▸ **Raw data**
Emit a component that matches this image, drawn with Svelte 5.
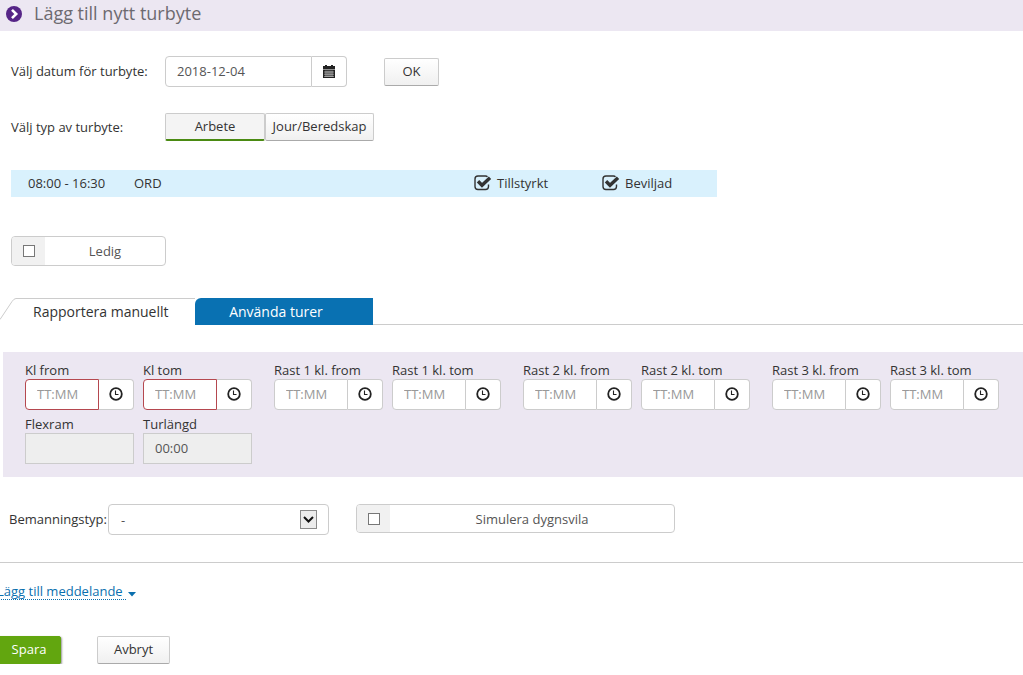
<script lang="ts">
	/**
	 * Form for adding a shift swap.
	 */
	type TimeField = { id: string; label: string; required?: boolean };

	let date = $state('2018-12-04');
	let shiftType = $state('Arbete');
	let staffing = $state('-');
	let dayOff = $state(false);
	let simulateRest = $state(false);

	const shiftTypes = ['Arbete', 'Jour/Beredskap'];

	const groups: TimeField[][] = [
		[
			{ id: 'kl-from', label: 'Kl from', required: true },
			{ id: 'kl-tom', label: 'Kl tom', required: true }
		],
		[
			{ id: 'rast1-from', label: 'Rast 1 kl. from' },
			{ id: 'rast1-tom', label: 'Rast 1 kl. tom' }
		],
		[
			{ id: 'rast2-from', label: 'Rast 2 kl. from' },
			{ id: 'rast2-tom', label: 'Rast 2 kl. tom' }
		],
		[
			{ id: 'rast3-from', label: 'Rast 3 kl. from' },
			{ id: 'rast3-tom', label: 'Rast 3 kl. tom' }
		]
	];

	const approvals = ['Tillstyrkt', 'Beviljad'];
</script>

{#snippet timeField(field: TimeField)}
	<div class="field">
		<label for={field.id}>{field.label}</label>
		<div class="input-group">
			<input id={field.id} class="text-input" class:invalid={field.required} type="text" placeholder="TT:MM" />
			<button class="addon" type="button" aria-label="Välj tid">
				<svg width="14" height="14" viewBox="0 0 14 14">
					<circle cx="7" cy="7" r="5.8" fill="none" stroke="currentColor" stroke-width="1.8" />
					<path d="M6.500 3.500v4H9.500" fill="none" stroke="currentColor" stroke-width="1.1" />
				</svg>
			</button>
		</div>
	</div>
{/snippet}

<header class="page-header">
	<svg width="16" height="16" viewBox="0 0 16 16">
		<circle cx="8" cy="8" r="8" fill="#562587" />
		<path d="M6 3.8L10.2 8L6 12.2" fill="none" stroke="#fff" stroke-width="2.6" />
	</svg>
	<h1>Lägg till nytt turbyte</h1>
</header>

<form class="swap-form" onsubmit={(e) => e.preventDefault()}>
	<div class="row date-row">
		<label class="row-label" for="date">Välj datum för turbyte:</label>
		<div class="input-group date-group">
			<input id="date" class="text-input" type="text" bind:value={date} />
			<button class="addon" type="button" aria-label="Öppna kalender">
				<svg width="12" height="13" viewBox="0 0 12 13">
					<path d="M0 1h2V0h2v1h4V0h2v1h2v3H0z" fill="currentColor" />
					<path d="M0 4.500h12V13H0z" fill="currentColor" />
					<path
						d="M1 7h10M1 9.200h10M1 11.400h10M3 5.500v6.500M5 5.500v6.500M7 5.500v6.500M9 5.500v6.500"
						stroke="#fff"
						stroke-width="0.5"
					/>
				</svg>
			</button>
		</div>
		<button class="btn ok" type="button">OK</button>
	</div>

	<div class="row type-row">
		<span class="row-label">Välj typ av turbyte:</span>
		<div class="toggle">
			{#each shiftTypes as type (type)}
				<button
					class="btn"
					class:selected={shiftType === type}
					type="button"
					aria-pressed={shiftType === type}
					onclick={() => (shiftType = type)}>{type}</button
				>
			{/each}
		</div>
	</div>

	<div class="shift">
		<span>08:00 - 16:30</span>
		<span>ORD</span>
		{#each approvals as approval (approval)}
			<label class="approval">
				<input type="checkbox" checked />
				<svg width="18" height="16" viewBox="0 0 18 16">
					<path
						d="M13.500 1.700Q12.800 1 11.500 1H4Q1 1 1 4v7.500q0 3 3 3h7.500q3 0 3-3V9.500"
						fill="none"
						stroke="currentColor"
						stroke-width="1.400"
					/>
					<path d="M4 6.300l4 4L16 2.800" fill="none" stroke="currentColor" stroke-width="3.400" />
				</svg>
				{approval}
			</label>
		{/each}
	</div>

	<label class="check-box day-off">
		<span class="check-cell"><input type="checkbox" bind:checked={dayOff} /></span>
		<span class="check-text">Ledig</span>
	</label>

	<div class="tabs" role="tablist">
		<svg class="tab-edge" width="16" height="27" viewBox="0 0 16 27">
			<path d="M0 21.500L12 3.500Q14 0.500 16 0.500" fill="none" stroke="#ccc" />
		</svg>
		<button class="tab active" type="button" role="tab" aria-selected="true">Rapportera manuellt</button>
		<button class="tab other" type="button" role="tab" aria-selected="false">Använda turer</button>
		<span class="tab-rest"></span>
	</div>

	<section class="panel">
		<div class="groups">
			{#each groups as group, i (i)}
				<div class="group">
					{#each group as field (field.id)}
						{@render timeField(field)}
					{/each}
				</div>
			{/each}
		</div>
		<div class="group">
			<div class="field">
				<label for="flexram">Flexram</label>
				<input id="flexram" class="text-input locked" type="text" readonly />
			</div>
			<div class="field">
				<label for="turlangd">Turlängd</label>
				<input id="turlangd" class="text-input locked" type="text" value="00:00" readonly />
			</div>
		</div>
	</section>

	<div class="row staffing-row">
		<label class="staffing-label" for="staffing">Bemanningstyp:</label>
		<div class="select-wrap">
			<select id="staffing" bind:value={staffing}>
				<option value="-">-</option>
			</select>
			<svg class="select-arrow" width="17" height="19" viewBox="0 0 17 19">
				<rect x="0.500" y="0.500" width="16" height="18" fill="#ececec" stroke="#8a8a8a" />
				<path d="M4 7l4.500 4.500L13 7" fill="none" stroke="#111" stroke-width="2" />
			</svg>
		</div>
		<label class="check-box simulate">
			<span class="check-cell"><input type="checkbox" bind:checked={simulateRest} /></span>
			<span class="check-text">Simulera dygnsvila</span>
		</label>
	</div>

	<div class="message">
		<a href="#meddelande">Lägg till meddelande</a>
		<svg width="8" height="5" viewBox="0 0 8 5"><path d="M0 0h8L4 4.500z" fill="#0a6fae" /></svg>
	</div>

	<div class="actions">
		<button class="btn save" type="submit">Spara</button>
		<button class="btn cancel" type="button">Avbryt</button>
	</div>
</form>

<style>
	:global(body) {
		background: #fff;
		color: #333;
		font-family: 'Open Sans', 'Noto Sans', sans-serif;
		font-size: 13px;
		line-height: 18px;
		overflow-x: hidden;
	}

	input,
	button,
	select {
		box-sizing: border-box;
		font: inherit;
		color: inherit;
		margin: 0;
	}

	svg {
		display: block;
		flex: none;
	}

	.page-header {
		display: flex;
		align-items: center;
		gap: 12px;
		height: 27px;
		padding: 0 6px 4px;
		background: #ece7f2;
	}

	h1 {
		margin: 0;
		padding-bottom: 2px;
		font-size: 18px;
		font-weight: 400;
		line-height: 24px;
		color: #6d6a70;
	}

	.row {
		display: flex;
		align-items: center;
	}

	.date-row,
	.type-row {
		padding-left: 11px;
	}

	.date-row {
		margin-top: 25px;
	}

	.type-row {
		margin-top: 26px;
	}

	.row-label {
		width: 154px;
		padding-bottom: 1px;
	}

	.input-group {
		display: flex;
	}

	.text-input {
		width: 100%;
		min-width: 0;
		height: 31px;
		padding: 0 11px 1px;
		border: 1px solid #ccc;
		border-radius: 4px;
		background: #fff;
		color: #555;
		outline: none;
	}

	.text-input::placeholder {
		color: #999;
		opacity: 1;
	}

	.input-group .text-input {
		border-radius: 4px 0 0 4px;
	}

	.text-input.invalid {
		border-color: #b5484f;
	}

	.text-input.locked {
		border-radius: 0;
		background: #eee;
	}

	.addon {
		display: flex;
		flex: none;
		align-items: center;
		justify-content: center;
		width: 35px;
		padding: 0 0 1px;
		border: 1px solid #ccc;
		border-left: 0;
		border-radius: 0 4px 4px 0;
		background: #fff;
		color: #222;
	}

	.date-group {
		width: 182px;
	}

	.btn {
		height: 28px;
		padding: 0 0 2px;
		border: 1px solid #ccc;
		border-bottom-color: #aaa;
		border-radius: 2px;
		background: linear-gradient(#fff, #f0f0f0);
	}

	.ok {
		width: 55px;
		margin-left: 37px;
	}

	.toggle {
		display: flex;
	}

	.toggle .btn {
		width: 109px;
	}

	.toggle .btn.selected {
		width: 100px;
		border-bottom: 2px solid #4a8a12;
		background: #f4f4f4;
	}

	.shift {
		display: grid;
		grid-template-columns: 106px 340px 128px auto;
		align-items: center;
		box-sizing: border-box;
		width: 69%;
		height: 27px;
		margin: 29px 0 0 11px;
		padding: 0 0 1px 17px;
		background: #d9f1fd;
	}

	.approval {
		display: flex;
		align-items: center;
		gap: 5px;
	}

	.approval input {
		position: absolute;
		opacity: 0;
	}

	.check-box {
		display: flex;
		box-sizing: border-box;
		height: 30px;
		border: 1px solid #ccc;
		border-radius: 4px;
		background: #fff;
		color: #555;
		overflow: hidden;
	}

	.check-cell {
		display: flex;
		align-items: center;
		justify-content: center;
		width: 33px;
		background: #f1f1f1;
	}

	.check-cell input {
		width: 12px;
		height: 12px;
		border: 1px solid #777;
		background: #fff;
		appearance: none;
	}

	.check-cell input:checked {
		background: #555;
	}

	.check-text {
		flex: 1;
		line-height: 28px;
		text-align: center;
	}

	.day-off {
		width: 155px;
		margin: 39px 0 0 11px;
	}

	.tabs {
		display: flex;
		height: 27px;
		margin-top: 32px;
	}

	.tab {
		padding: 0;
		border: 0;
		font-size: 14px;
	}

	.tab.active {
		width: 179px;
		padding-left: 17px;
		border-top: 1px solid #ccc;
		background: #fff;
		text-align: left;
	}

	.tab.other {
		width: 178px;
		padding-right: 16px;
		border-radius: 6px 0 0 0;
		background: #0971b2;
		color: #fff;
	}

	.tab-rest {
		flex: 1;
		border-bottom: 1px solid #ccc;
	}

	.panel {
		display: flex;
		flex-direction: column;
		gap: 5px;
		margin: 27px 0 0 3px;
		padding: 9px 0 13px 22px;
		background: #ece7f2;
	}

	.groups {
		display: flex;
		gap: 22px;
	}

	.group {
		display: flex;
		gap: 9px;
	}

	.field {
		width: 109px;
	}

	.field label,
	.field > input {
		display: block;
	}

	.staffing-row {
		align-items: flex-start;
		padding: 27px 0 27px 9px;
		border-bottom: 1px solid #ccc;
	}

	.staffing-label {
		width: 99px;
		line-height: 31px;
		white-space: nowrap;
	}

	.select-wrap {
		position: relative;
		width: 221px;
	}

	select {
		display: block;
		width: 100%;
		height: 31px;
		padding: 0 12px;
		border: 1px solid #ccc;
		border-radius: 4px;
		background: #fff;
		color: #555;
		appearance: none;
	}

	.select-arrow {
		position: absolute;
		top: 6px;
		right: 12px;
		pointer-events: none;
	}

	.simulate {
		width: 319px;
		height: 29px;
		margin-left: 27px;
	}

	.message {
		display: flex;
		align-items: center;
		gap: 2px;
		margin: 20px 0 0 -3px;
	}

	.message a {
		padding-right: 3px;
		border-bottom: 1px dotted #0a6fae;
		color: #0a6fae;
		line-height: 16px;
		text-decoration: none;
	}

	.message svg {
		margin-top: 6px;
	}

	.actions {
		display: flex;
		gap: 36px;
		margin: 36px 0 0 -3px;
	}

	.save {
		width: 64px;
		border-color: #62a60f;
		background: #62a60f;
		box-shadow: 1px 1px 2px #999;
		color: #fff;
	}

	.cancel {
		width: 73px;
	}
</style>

▸ **Short task**
Extract, word for word, each line from the top of the data down to and including the line with "string; label: string;"; skip the pictures.

▸ **Task result**
Emit a component that matches this image, drawn with Svelte 5.
<script lang="ts">
	/**
	 * Form for adding a shift swap.
	 */
	type TimeField = { id: string; label: string; required?: boolean };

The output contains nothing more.